It’s been almost ten months since I started my job at The New York Times, and I still regularly get asked how I like it, and do I really like it? The implication, I suppose, is that having founded and ran a little design studio would make a transition to a huge company with a century and a half of history challenging. Challenging, is a good word for it, yeah. But here’s the truth: it’s a terrific job, and I feel lucky for having it.
Part of the reason why I like it so much is that I’ve learned a lot — a tremendous amount — about a facet of design that I never thought was particularly interesting until now: work in a design group on the inside of a company. I spent over a decade on the outside, working in studios and agencies on the ‘consulting’ part of the business. Almost all of the projects I’d ever worked on lasted only a handful of months; I’d kick off a new assignment, design it, hand it off and then moved on to a new assignment — or just as often I’d move on to an entirely new client.
I always thought that was the kind of design career that I wanted, and that was the kind of design career that I would have forever. I may one day return to it, but I’ve really discovered that working in an in-house design team, if it’s the right one, has its upsides too.
The Customer Is Always Right
The most obvious one is that, rather than establishing fleeting professional relationships with clients, I’ve building and nurturing ongoing relationships with stake-holders. The peers and superiors with whom I work today are, more or less, going to be the ones that I work with tomorrow, and again and again. We’re all in it together, which makes for a huge difference.
That huge difference is something that I had almost no conception of when I was a consultant: at The Times we can talk about design in an honest, unguarded fashion, and we can focus on making the best decisions for our customers. I never realized it before, but as a consultant, I spent a large amount of time focused on my customers, the clients who hired me, privileging their approval or displeasure over that of the end users. Except on rare occasions, it was very difficult to be as open and direct about design with my former clients as it is with my colleagues today.
For me, this is like a quantum leap ahead in terms of what I can do with design. In spite of the fact that, in many ways NYTimes.com is more limiting than many of my previous projects, I have considerably more latitude in helping to shape products than I ever have before. The design group has a seat at the decision-making table.

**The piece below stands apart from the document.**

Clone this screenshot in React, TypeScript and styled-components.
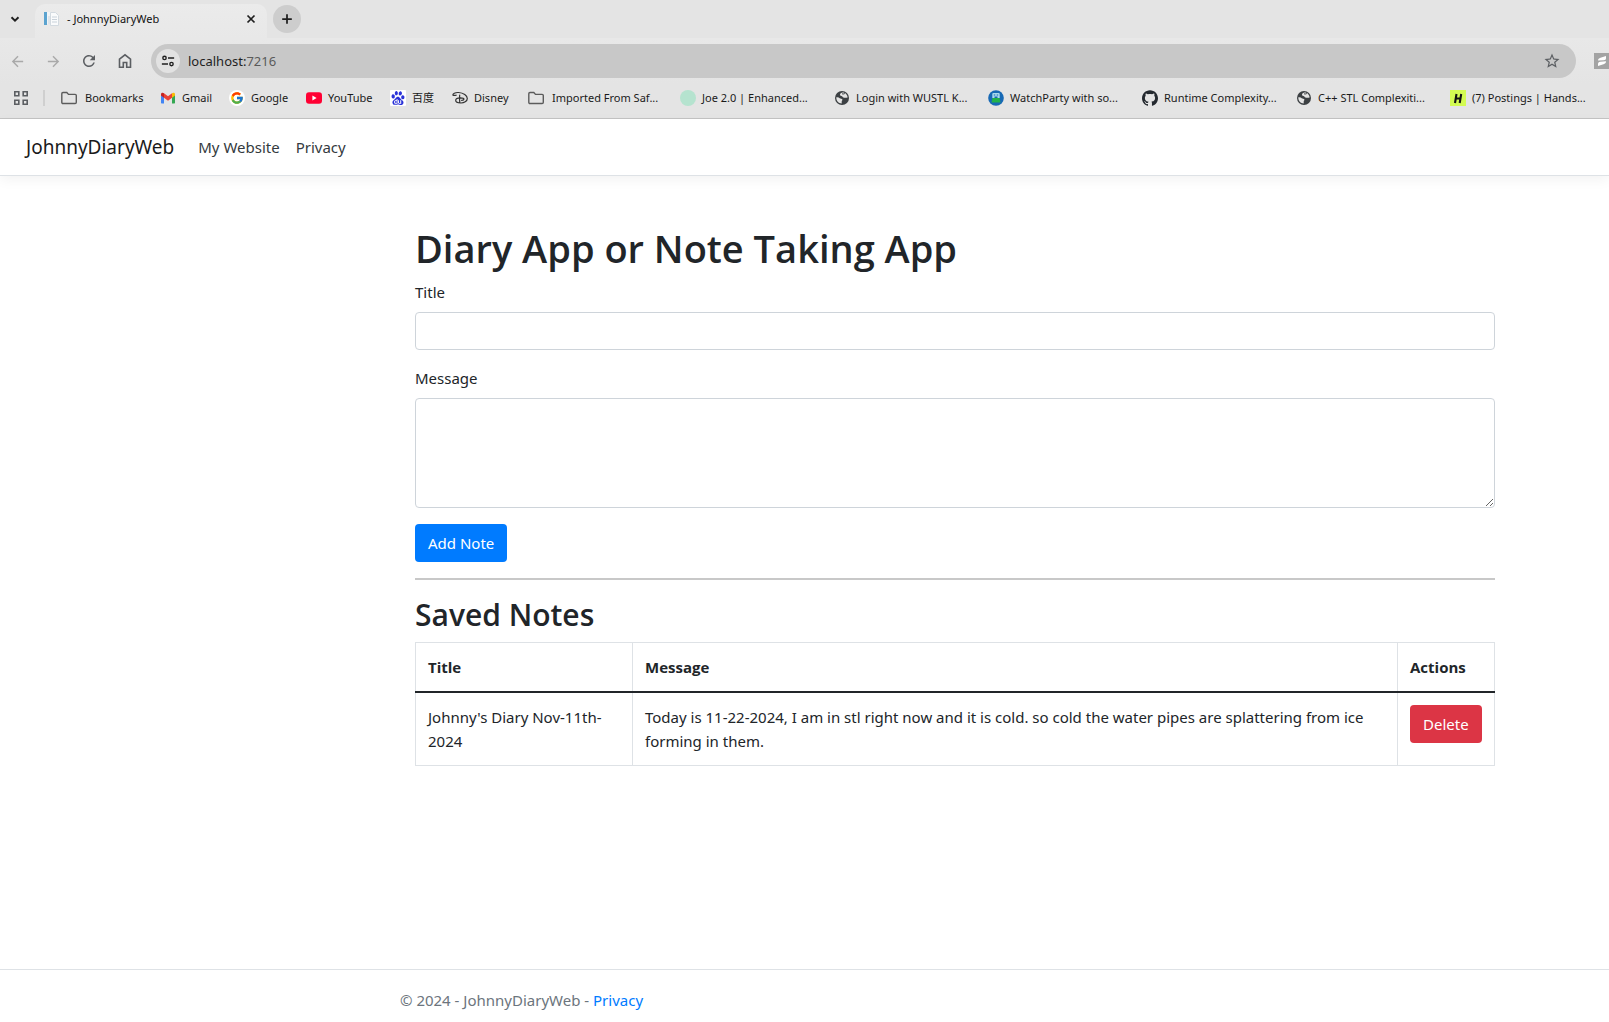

Public Service Announcement
This isn’t just a post designed to pat myself on the back for tripping into this great position, though. I offer it as a little bit of encouragement to anyone considering taking a job with an in-house design studio. If you find the right situation — and, granted, there are probably far more bad in-house groups than there are good ones — it can be an enormously enlightening design experience.
As an aside for those not considering such a move, here are two more good things about my job that, I think, can serve as useful indicators how much you enjoy your own job: check your emotional temperature on Sunday evening, and again every weekday morning when you open your email.
Sunday nights are always a little bit depressing because they signal the end of two days of freedom. I still feel a little sad at around about dinnertime, but there were times in my life that I used to feel practically depressed about the idea of returning to work the next day, and the night before Monday was almost always a dispiriting time. If you truly don’t enjoy your job, there are few things more painful than the idea of returning to the fray after a brief reprieve. I’m not saying that I wouldn’t enjoy a third weekend day, but I can honestly say that it worries me not one bit that, come Monday morning, I’ll be making my way back to midtown Manhattan for a day of work at The Times. To me, that’s a sign that things are good.
A similar phenomenon that I noticed today while answering one of the dozens of emails that I received is that I have no fear of email, none at all. As a consultant, my email inbox used to be a dumping ground for irate clients and aggravated co-workers, where I was never quite sure if opening a message would mean reading through several badly formed paragraphs of accusation and abuse. I used to look at email as an application whose main feature was to tell me what I did wrong, but no more. I actually like my email now; it’s full of communiques from people who want my help, or who want to figure stuff out together. There’s still far too much of it, but it’s a much, much better experience. For that, I’d work just about anywhere.